It’s really hard to accept the idea that Citigroup (C) in its current size and shape should be allowed to keep on going when you read stories like this:
Bloomberg: Citigroup Inc. suspended loan applications at a unit that produced half of its $115 billion in mortgages last year after a review found that some property appraisals and income-verification documents were missing.
The correspondent division, which buys loans from banks and independent mortgage firms, stopped accepting new loans at 5 p.m. yesterday and will restart July 6, Citigroup said in a June 22 letter to clients. The New York-based company said it will use the time to change procedures and fix the omissions.
“There remain key areas that fall short of our quality- control process,” according to the letter, signed by Brad Brunts, a managing director at the bank’s CitiMortgage division.
Key areas that fall short of our quality-control process?
Gee Brad Brunts, you’ve just described the entire financial crisis in one sentence.
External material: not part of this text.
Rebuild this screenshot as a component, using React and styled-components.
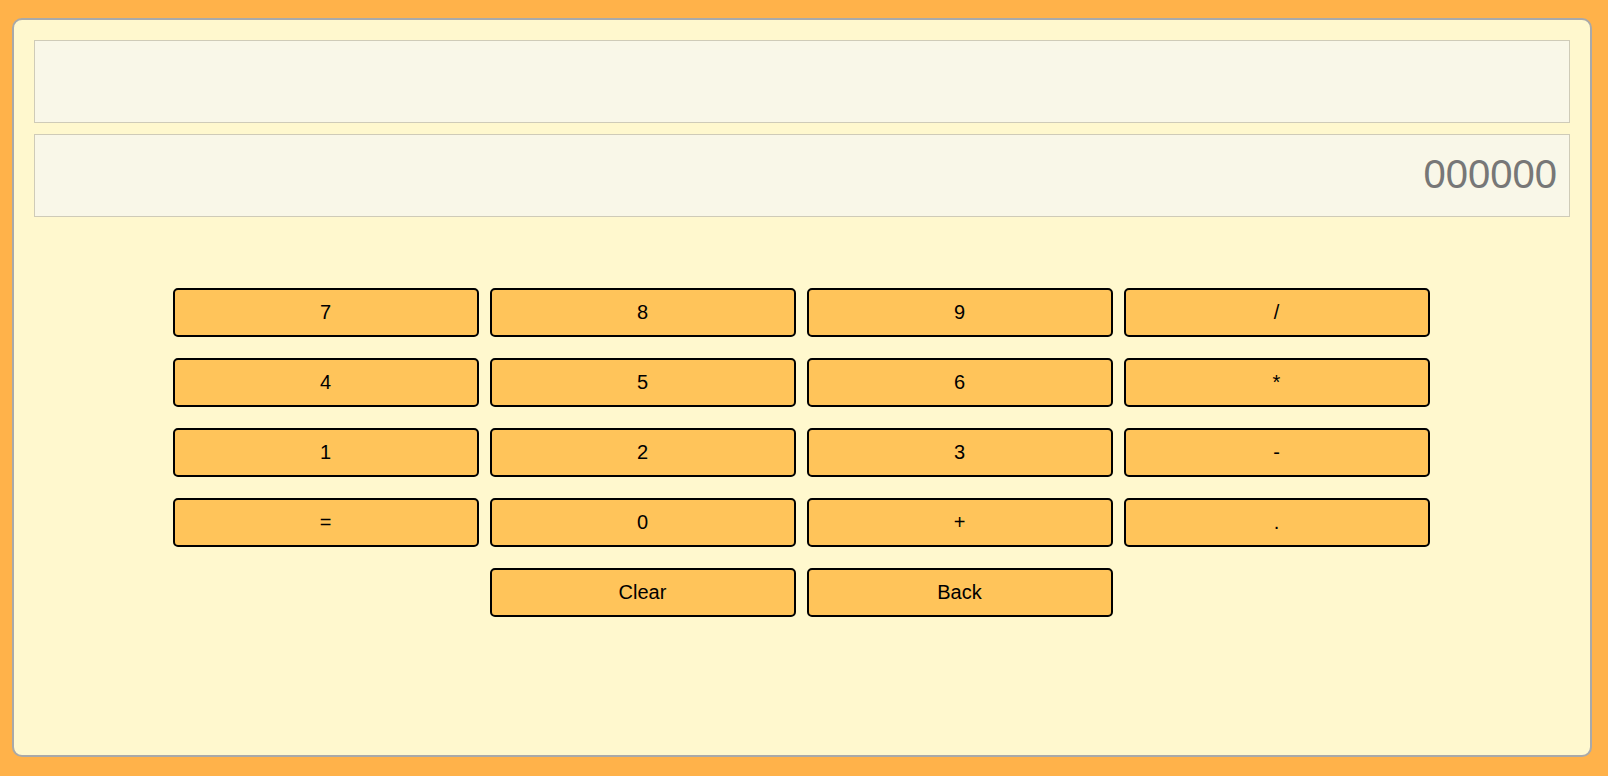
import styled, { createGlobalStyle } from "styled-components";

const GlobalStyle = createGlobalStyle`
  html, body {
    margin: 0;
    padding: 0;
    background: #ffb24a;
  }
  body {
    padding: 18px 16px 19px 12px;
    font-family: "Liberation Sans", Arial, sans-serif;
  }
`;

const Calculator = styled.div`
  box-sizing: border-box;
  height: 739px;
  padding: 20px 20px;
  background: #fff8ce;
  border: 2px solid #a9a9a9;
  border-radius: 10px;
`;

const Screen = styled.div`
  display: flex;
  flex-direction: column;
  gap: 11px;
`;

const Display = styled.div`
  box-sizing: border-box;
  height: 83px;
  display: flex;
  align-items: center;
  justify-content: flex-end;
  padding: 0 12px 2px;
  background: #f9f7e8;
  border: 1px solid #cfcbb8;
  font-size: 40px;
  color: #777;
`;

const Keypad = styled.div`
  display: grid;
  grid-template-columns: repeat(4, 306px);
  grid-auto-rows: 49px;
  gap: 21px 11px;
  justify-content: center;
  margin-top: 71px;
  padding-right: 2px;
`;

const Key = styled.button`
  box-sizing: border-box;
  grid-column: ${(p) => p.$col || "auto"};
  background: #ffc45a;
  border: 2px solid #000;
  border-radius: 5px;
  font-family: "Liberation Sans", Arial, sans-serif;
  font-size: 20px;
  color: #000;
  cursor: pointer;
`;

const keys = ["7", "8", "9", "/", "4", "5", "6", "*", "1", "2", "3", "-", "=", "0", "+", "."];

export default function App() {
  return (
    <>
      <GlobalStyle />
      <Calculator>
        <Screen>
          <Display />
          <Display>000000</Display>
        </Screen>
        <Keypad>
          {keys.map((k) => (
            <Key key={k}>{k}</Key>
          ))}
          <Key $col="2">Clear</Key>
          <Key>Back</Key>
        </Keypad>
      </Calculator>
    </>
  );
}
And here were on in June 2009, and they’re just now dealing with this issue of missing appraisals and income-verification docs. When a bank gets to be the size of Citigroup, it should have exemplar standars. It should be the best in the biz. Unfortunately, on a host of things, Citi’s basically the opposite.
As we noted yesterday, with its share price continuing to languish, it appears as though investors see little reward, while the bank continues pose significant risk to us, the taxpayer. With our huge stake in the company of common, voting shares, we ought to dismantle it.